Let’s start with the word “homosexual”. It looks like an ancient Greek expression, but word and concept are modern inventions: the expression was coined in 1869 by the Hungarian physician Karoly Maria Benkert (1824-1882). It took several decades for the word to become current. In ancient Greece, there never was a word to describe homosexual practices: they were simply part of aphrodisia, love, which included men and women alike.
The French social critic and philosopher Michel Foucault (1926-1984) has asked whether our modern concept, which presupposes a psychological quality or a proclivity/identity, can be used to describe the situation in ancient Athens. Foucault’s often-quoted answer is in the negative. He assumes that the early nineteenth century was a discontinuity with the preceding history.
And it is true: the Jewish and Christian attitudes and obsessions have never played a role in the sexual lives of the ancient Greeks. In their eyes, it was not despicable when a married man had affairs with boys. Although the Athenians expected a man to have children -especially sons- with his lawful wife. The Athenian man was, according to Foucault, a macho, a penetrator. The one who forced others to do what he wanted them to do.
This view now seems outdated. Not all Athenian women have been passive and not all men were dominant. Prostitution, which was an important aspect of Athenian life, had little to do with male dominance. Nor was – and this is important – Greek homosexuality restricted to pederasty between a dominant adult and a shy boy.
Those scholars who prefer the historical approach are convinced that pederasty originates in Dorian initiation rites. The Dorians were the last tribe to migrate to Greece. They are usually described as real he-men with a very masculine culture. According to the proponents of this theory, pederasty came to being on the Dorian island Crete. There grown-up men used to kidnap (consenting) adolescents. It is assumed that this practice spread from Crete to the Greek mainland. In the soldiers’ city Sparta, it was not uncommon when a warrior took care of a younger recruit and stood next to him on the battlefield. The two bravely protected each other. Especially in aristocratic circles, pederasty is believed to have been common.
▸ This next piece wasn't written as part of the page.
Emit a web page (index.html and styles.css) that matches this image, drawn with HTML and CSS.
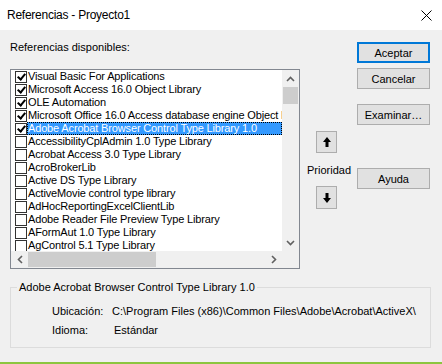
FILE: index.html
```html
<!DOCTYPE html>
<html lang="es">

<head>
    <meta charset="UTF-8">
    <meta name="viewport" content="width=device-width, initial-scale=1.0">
    <link rel="stylesheet" href="styles.css">
</head>

<body>
    <div class="window">
        <div class="titlebar">
            <span class="title">Referencias - Proyecto1</span>
            <svg class="close" width="11" height="11" viewBox="0 0 11 11">
                <path d="M0.5 0.5 L10.5 10.5 M10.5 0.5 L0.5 10.5" stroke="#000" stroke-width="1" fill="none" />
            </svg>
        </div>

        <div class="main">
            <div class="refs">
                <div class="refs-label">Referencias disponibles:</div>
                <div class="listbox">
                    <div class="list-area">
                        <ul class="items">
                            <li class="item"><span class="check checked"></span><span class="item-text">Visual Basic For Applications</span></li>
                            <li class="item"><span class="check checked"></span><span class="item-text">Microsoft Access 16.0 Object Library</span></li>
                            <li class="item"><span class="check checked"></span><span class="item-text">OLE Automation</span></li>
                            <li class="item"><span class="check checked"></span><span class="item-text">Microsoft Office 16.0 Access database engine Object Library</span></li>
                            <li class="item"><span class="check checked"></span><span class="item-text selected">Adobe Acrobat Browser Control Type Library 1.0</span></li>
                            <li class="item"><span class="check"></span><span class="item-text">AccessibilityCplAdmin 1.0 Type Library</span></li>
                            <li class="item"><span class="check"></span><span class="item-text">Acrobat Access 3.0 Type Library</span></li>
                            <li class="item"><span class="check"></span><span class="item-text">AcroBrokerLib</span></li>
                            <li class="item"><span class="check"></span><span class="item-text">Active DS Type Library</span></li>
                            <li class="item"><span class="check"></span><span class="item-text">ActiveMovie control type library</span></li>
                            <li class="item"><span class="check"></span><span class="item-text">AdHocReportingExcelClientLib</span></li>
                            <li class="item"><span class="check"></span><span class="item-text">Adobe Reader File Preview Type Library</span></li>
                            <li class="item"><span class="check"></span><span class="item-text">AFormAut 1.0 Type Library</span></li>
                            <li class="item"><span class="check"></span><span class="item-text">AgControl 5.1 Type Library</span></li>
                        </ul>
                        <div class="vscroll">
                            <div class="arrow">
                                <svg width="9" height="6" viewBox="0 0 9 6"><path d="M1 5 L4.5 1.5 L8 5" stroke="#606060" stroke-width="1.6" fill="none" /></svg>
                            </div>
                            <div class="vthumb"></div>
                            <div class="vtrack"></div>
                            <div class="arrow">
                                <svg width="9" height="6" viewBox="0 0 9 6"><path d="M1 1 L4.5 4.5 L8 1" stroke="#606060" stroke-width="1.6" fill="none" /></svg>
                            </div>
                        </div>
                    </div>
                    <div class="hscroll">
                        <div class="arrow">
                            <svg width="6" height="9" viewBox="0 0 6 9"><path d="M5 1 L1.5 4.5 L5 8" stroke="#606060" stroke-width="1.6" fill="none" /></svg>
                        </div>
                        <div class="hthumb"></div>
                        <div class="htrack"></div>
                        <div class="arrow">
                            <svg width="6" height="9" viewBox="0 0 6 9"><path d="M1 1 L4.5 4.5 L1 8" stroke="#606060" stroke-width="1.6" fill="none" /></svg>
                        </div>
                        <div class="corner"></div>
                    </div>
                </div>
            </div>

            <div class="priority">
                <button class="btn-move btn-up">
                    <svg width="8" height="10" viewBox="0 0 8 10"><path d="M4 0 L8 5 L5.5 5 L5.5 10 L2.5 10 L2.5 5 L0 5 Z" fill="#000" /></svg>
                </button>
                <div class="priority-label">Prioridad</div>
                <button class="btn-move btn-down">
                    <svg width="8" height="10" viewBox="0 0 8 10"><path d="M4 10 L8 5 L5.5 5 L5.5 0 L2.5 0 L2.5 5 L0 5 Z" fill="#000" /></svg>
                </button>
            </div>

            <div class="actions">
                <button class="btn btn-default">Aceptar</button>
                <button class="btn btn-cancel">Cancelar</button>
                <button class="btn btn-browse">Examinar…</button>
                <button class="btn btn-help">Ayuda</button>
            </div>
        </div>

        <fieldset class="info">
            <legend class="info-title">Adobe Acrobat Browser Control Type Library 1.0</legend>
            <div class="info-grid">
                <span class="info-label">Ubicación:</span>
                <span class="info-value">C:\Program Files (x86)\Common Files\Adobe\Acrobat\ActiveX\</span>
                <span class="info-label">Idioma:</span>
                <span class="info-value info-lang">Estándar</span>
            </div>
        </fieldset>

        <div class="edge"></div>
    </div>
</body>

</html>
```

FILE: styles.css
```css
* {
    box-sizing: border-box;
}

body {
    margin: 0;
    background-color: #f0f0f0;
    font-family: 'Liberation Sans', Arial, sans-serif;
    color: #000;
}

.window {
    width: 442px;
    height: 364px;
    display: flex;
    flex-direction: column;
    background-color: #f0f0f0;
    overflow: hidden;
}

/* title bar */
.titlebar {
    height: 30px;
    background-color: #ffffff;
    display: flex;
    align-items: center;
    justify-content: space-between;
    padding: 0 10px 0 7px;
}

.title {
    font-size: 12px;
    letter-spacing: -0.25px;
}

/* main area */
.main {
    display: flex;
    height: 239px;
}

.refs {
    width: 290px;
    margin-left: 10px;
}

.refs-label {
    margin-top: 10px;
    height: 14px;
    line-height: 14px;
    font-size: 11px;
}

.listbox {
    margin-top: 15px;
    width: 290px;
    height: 200px;
    border: 1px solid #828790;
    background-color: #ffffff;
    display: flex;
    flex-direction: column;
}

.list-area {
    display: flex;
    height: 181px;
}

.items {
    flex: 1;
    list-style: none;
    margin: 0;
    padding: 0;
    overflow: hidden;
}

.item {
    display: flex;
    height: 13px;
    padding-left: 4px;
    font-size: 11px;
    line-height: 13px;
    letter-spacing: -0.15px;
    white-space: nowrap;
}

.check {
    flex: none;
    width: 12px;
    height: 12px;
    margin-top: 1px;
    border: 1px solid #333333;
    background-color: #ffffff;
    position: relative;
}

.check.checked::after {
    content: '';
    position: absolute;
    left: 3px;
    top: 0px;
    width: 3px;
    height: 6px;
    border-right: 2px solid #000;
    border-bottom: 2px solid #000;
    transform: rotate(40deg);
}

.item-text {
    flex: 1;
    padding: 0 1px;
    overflow: hidden;
}

.item-text.selected {
    background-color: #3399ff;
    color: #ffffff;
    outline: 1px dotted #000;
    outline-offset: -1px;
}

/* scrollbars */
.vscroll {
    width: 17px;
    display: flex;
    flex-direction: column;
    background-color: #f0f0f0;
}

.arrow {
    width: 17px;
    height: 17px;
    display: flex;
    align-items: center;
    justify-content: center;
    flex: none;
}

.vthumb {
    height: 17px;
    margin: 0 1px;
    background-color: #cdcdcd;
}

.vtrack,
.htrack {
    flex: 1;
}

.hscroll {
    height: 17px;
    display: flex;
    background-color: #f0f0f0;
}

.hthumb {
    width: 128px;
    margin: 1px 0;
    background-color: #cdcdcd;
}

.corner {
    width: 17px;
    background-color: #f0f0f0;
}

/* priority */
.priority {
    width: 57px;
    padding-top: 101px;
    display: flex;
    flex-direction: column;
}

.btn-move {
    width: 21px;
    height: 22px;
    margin-left: 16px;
    padding: 0;
    border: 1px solid #adadad;
    background-color: #e1e1e1;
    display: flex;
    align-items: center;
    justify-content: center;
}

.btn-down {
    height: 23px;
    margin-top: 9px;
}

.priority-label {
    margin-top: 10px;
    margin-left: 7px;
    height: 14px;
    line-height: 14px;
    font-size: 11px;
}

/* dialog buttons */
.actions {
    width: 73px;
    padding-top: 12px;
    display: flex;
    flex-direction: column;
}

.btn {
    width: 73px;
    height: 21px;
    padding: 0;
    border: 1px solid #adadad;
    background-color: #e1e1e1;
    font-family: 'Liberation Sans', Arial, sans-serif;
    font-size: 11px;
    color: #000;
}

.btn-default {
    border: 2px solid #0078d7;
}

.btn-cancel {
    margin-top: 5px;
}

.btn-browse {
    margin-top: 15px;
}

.btn-help {
    margin-top: 43px;
}

/* info frame */
.info {
    margin: 11px 11px 0 10px;
    padding: 0;
    border: 1px solid #dcdcdc;
    font-size: 11px;
}

.info-title {
    margin-left: 6px;
    padding: 0 2px;
    line-height: 14px;
}

.info-grid {
    display: grid;
    grid-template-columns: 60px auto;
    padding: 8px 0 7px 41px;
    line-height: 19px;
    white-space: nowrap;
}

.info-lang {
    padding-left: 2px;
}

.edge {
    margin-top: auto;
    height: 2px;
    background-color: #8cc63f;
}
```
There are, indeed, a great many pictures on vases that show how an older lover, the erastes, courts a boy, the eromenos. They appear not to be of the same age. The erastes has a beard and plays an active role. The adolescent has no beard and remains passive. He will never take an initiative, looks shy, and is never shown as excited. It is assumed by many modern scholars that as soon as the adolescent had a beard, the love affair had to be finished. He had to find an eromenos of his own.
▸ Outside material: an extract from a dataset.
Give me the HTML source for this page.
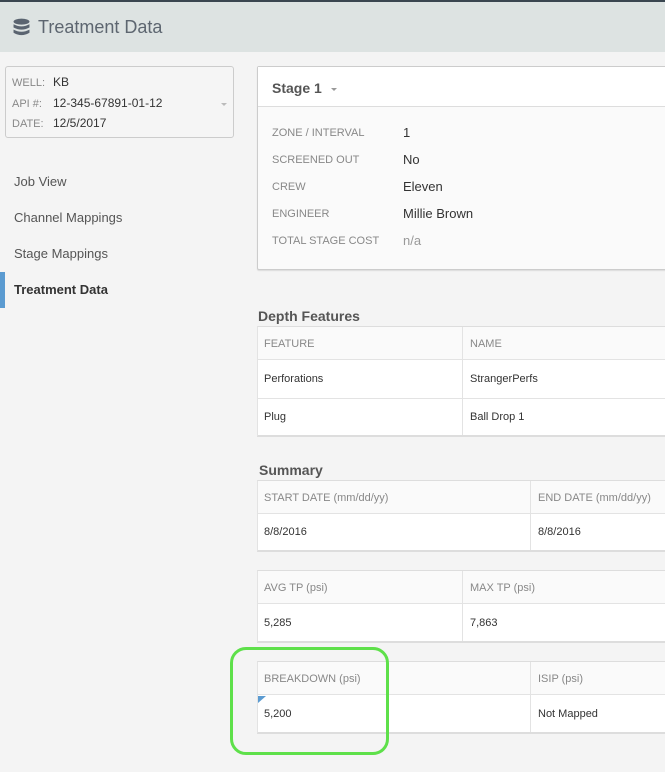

A man with a beard must not be the passive partner
It was certainly shameful when a man with a beard remained the passive partner (pathikos). It was even worse when a man allowed himself to be penetrated by another grown-up man. The Greeks even had a pejorative expression for these people, whom were called kinaidoi. They were the targets of ridicule by the other citizens, especially comedy writers.
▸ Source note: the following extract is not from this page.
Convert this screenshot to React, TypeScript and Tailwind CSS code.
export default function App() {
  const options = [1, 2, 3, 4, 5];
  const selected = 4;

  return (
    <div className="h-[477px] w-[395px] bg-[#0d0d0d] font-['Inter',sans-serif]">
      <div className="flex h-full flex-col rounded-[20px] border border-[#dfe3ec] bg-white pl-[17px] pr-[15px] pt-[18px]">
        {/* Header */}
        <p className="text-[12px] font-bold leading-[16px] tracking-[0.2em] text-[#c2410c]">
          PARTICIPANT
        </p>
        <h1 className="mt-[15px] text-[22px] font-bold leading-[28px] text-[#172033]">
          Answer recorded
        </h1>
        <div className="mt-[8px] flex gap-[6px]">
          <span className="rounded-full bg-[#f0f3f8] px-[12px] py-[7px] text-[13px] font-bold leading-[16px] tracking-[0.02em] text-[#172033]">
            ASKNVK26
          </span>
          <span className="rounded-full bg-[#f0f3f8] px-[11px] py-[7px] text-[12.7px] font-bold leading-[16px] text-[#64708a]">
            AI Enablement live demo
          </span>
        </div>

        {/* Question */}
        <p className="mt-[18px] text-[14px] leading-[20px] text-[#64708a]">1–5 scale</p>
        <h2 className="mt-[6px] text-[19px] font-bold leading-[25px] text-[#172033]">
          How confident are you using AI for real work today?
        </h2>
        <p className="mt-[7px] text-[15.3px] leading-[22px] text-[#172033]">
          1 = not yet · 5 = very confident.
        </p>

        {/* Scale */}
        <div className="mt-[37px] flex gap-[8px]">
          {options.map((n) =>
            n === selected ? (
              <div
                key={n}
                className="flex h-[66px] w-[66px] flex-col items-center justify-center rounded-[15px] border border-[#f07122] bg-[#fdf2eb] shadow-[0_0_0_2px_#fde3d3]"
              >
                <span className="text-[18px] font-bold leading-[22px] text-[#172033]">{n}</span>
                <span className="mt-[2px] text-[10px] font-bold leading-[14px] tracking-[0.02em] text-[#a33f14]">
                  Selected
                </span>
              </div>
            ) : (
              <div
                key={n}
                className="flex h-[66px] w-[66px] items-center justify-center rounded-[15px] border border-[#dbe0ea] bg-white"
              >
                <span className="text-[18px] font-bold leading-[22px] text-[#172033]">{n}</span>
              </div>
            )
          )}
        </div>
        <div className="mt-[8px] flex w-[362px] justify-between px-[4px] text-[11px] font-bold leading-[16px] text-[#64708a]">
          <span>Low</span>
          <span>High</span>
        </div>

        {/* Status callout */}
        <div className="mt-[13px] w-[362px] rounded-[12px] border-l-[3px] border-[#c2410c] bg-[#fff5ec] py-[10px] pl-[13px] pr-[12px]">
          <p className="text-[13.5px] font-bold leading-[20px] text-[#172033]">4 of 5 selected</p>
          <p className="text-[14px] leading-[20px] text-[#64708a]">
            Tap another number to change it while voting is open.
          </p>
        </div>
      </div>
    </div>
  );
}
For example, Aristophanes (c.445-c.380) shows them dressed like women, with a bra, a wig and a gown, and calls them euryprôktoi, “wide arses”. In this scholarly reconstruction of ancient sexual behavior, the older lover is presented as some sort of substitute father. He is there to help his beloved one on his way to manhood and maturity. And to initiate him in the customs of grown-up people. He showed his affection with little presents, like animals (a hare or cock), but also pieces of meat, a disk, a bottle of oil, a garland, a toy, or money. This type of love affair was, according to this modern theory, based upon (sexual) reciprocity.
Meanwhile, however, this image of “pedagogical pederasty” has been challenged by a series of important publications like Charles Hupperts’ thesis Eros Dikaios (2000). It is now clear that homosexuality was not restricted to pederasty, and that we have to study our evidence more carefully.
For example, not every older erastes had a beard, and it turns out to be a modern fairy tale that the younger eromenos was never aroused. From literary sources, we know that boys had their own sexual feelings. The sixth-century Athenian poet Theognis, for example, complains about his lover’s fickleness and promiscuity. Several vases show young men with an erect penis. Even when he pretends to shy away, he does not protest and does not obstruct his lover’s attempt to court him.
Another objection to the traditional reconstruction of Athenian homosexuality is that there is simply no evidence that the presents shown on vases had any pedagogic or didactic value. They are just meant to seduce.
It also appears that the difference in age did not really matter. Not youth, but beauty was important. (The ancient ideal of male beauty: broad shoulders, large chest, muscles, a wasp’s waist, protruding buttocks, big thighs, long calfs. A man’s forehead was not supposed to be too high, the nose had to be straight, and he had to have a projecting lower lip, a round chin, hawk eyes, and hair like a lion. His genitals had to be small; men with big penises looked like monkeys.)
Not an aristocratic phenomenon
There are several pictures of boys courting boys, boys playing sexual games, and adult men having intercourse. Yet, the latter was probably unusual or not spoken about, because the passive partner (pathikos) was -as we have already seen- subject to ridicule.
It is not true that homosexual love for boys was an aristocratic phenomenon. The repertory of vase paintings does not change when, in 507 BCE, democracy was introduced in Athens. On the contrary, there appears to be an increase of pederastic and other homosexual representations.
We find many pictures of schools for martial arts, which often had a statue of the god Eros and where people exercised undressed. They were considered to be a fine place to meet one’s lover. There was a law that prohibited grown-up men to stay near the dressing rooms, but if the behavior of the philosopher Socrates (469-399) is typical, this law was ignored. In fact, it seems that much of Athenian love life took place in public places: many vases show how people are looking when two people are having intercourse. There is, prior to Plato, not a single written statement that people objected to public sex. (Although it is possible that the vases are just as unrealistic as modern pornography – but see below.)
Schools for martial arts
The schools for martial arts were not the only places to pick up a lover. There were brothels and casinos or kybeia. The port of Piraeus and the cemeteries outside the city seem to have been popular “cruising areas” as well. The border between ordinary love and prostitution was arbitrary. (The difference is, of course, payment, but coins were a recent invention and in the early fifth century, attitudes towards money still had to develop.) Citizen boys often received money -as payment or as present?- which might cause some problems if they embarked upon a political career. But not everyone had this ambition or the possibility to play a decisive role in the People’s Assembly.
Yet, a decent citizen was supposed not to sell his body, and in c.450 BCE, when the Athenian economy had become fully monetarized, a law was proposed that people who had once prostituted themselves could not run for an office. Someone who had once sold himself was believed to be capable of selling the interests of the community as well. From now on, we find no vase paintings on which the erastes offers money to an eromenos anymore, which shows that these paintings are more or less realistic representations of what actually happened.
Later, this law was no longer applied. In the fourth century, it was not uncommon when two grown-up men shared a home. There must have been jokes about these men. They found this an acceptable price to pay for living with their beloved one. There was a large discrepancy between the official morals, which were expressed in the ancient laws, and everyday life.